Today, you turn three. You hold up your fingers, struggling to hold down the thumb and pinkie, and tell me — show me — that you’re three.
In the morning, we celebrate your threeness with activities arranged into trinities: three hugs, three kisses, three tickles. As we head to the kitchen, you decide you want three jumps, so I stand at the base of our small staircase and catch you three times as you leap, in complete trust, three times into my arms. We go back to your room and you want three pushes: I sit on your rug and you gradually, with steady pressure, push me over, landing on me with giggles.
For three years now, we’ve been three. While it’s hard to accept that it was three years ago that you rushed into the world after only an hour of your mother’s labor, it’s equally difficult to accept that it’s only been three years. It seems like so much longer. This is undoubtedly due, in large measure, to the simple fact that you’ve developed more — cognitively and physically — in these three years than you’ll ever develop in your life. You’ve learned to talk, walk, run, dance, tickle, fix chocolate milk, sort things by color, chose your own clothes, put on your jacket, and a million other things that you will take for granted in the future but are in fact life changing advances. you have, in short, become more independent.
In the beginning, there was dependence. You could do nothing for yourself except burp and mess in your shockingly small diaper.
Each year, you’ve grown more independent, and more stubborn.
You’ve gone from having things done for you to insisting on doing everything for yourself. Insisting to the point of utter frustration at times.
And now, we celebrate your completion of three years. You’re starting your fourth year with us.
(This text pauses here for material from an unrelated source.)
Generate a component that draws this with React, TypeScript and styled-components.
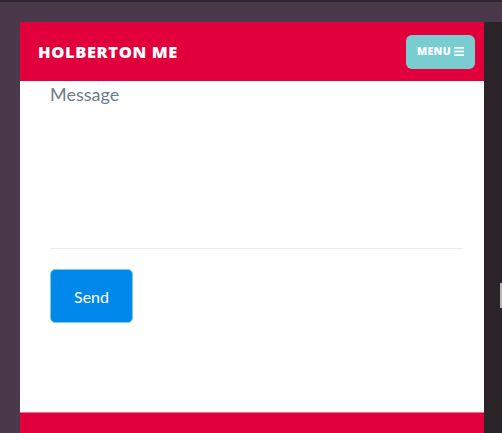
import React from 'react';
import styled, { createGlobalStyle } from 'styled-components';

const GlobalStyle = createGlobalStyle`
    html, body {
        margin: 0;
        padding: 0;
        background: #49394b;
        overflow: hidden;
    }
    body {
        border-top: 2px solid #2f2630;
    }
`;

const Desktop = styled.div`
    height: 431px;
    padding: 20px 0 0 20px;
    box-sizing: border-box;
    display: flex;
`;

const Window = styled.div`
    flex: 1;
    display: flex;
    height: 411px;
`;

const Page = styled.div`
    width: 464px;
    display: flex;
    flex-direction: column;
    background: #ffffff;
    font-family: Lato, "Open Sans", sans-serif;
`;

const ScrollTrack = styled.div`
    flex: 1;
    background: #2a2327;
    display: flex;
    justify-content: flex-end;
    padding-top: 261px;
`;

const ScrollThumb = styled.div`
    width: 2px;
    height: 25px;
    background: #b9b6b8;
`;

const Header = styled.header`
    height: 59px;
    background: #e1003c;
    display: flex;
    align-items: center;
    justify-content: space-between;
    padding: 0 9px 0 18px;
`;

const Brand = styled.div`
    color: #ffffff;
    font-family: "Open Sans", Lato, sans-serif;
    font-weight: 800;
    font-size: 16.5px;
    letter-spacing: 0.6px;
`;

const MenuButton = styled.button`
    width: 69px;
    height: 34px;
    border: none;
    border-radius: 6px;
    background: #79cdd1;
    color: #ffffff;
    font-family: "Open Sans", Lato, sans-serif;
    font-weight: 800;
    font-size: 10.5px;
    letter-spacing: 0.3px;
    display: flex;
    align-items: center;
    justify-content: center;
    gap: 3px;
    padding: 0 0 1px;
`;

const Content = styled.main`
    flex: 1;
    padding: 2px 21px 0 30px;
`;

const MessageField = styled.div`
    height: 165px;
    border-bottom: 1px solid #ececee;
    color: #6d7b8c;
    font-size: 18px;
`;

const SendButton = styled.button`
    margin-top: 20px;
    width: 83px;
    height: 54px;
    background: #0088ea;
    border: 1px solid #7ccfd6;
    border-radius: 5px;
    color: #ffffff;
    font-family: Lato, sans-serif;
    font-size: 16px;
`;

const Footer = styled.footer`
    height: 20px;
    background: #e1003c;
    border-top: 1px solid #e7708f;
`;

const BarsIcon = () => (
    <svg width="10" height="9" viewBox="0 0 10 9">
        <rect x="0" y="0" width="10" height="1.7" fill="#fff" />
        <rect x="0" y="3.6" width="10" height="1.7" fill="#fff" />
        <rect x="0" y="7.2" width="10" height="1.7" fill="#fff" />
    </svg>
);

const App = () => {
    return (
        <>
            <GlobalStyle />
            <Desktop>
                <Window>
                    <Page>
                        <Header>
                            <Brand>HOLBERTON ME</Brand>
                            <MenuButton>
                                MENU <BarsIcon />
                            </MenuButton>
                        </Header>
                        <Content>
                            <MessageField>Message</MessageField>
                            <SendButton>Send</SendButton>
                        </Content>
                        <Footer />
                    </Page>
                    <ScrollTrack>
                        <ScrollThumb />
                    </ScrollTrack>
                </Window>
            </Desktop>
        </>
    );
};

export default App;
We bring you a small cake — Babcia’s work — and clap as you blow out the candle. Your first year, we did it for you.
Your first birthday’s presents were of a simple kind: they made noise, or flashed, or rattled. We unwrapped the presents for you and showed you how they work.
Now, you unwrap your own presents and excitedly examine them.
We still help you, though. It will be that way for a very long time. Hopefully, a very, very long time. You’ll understand that desire when you have children of your own.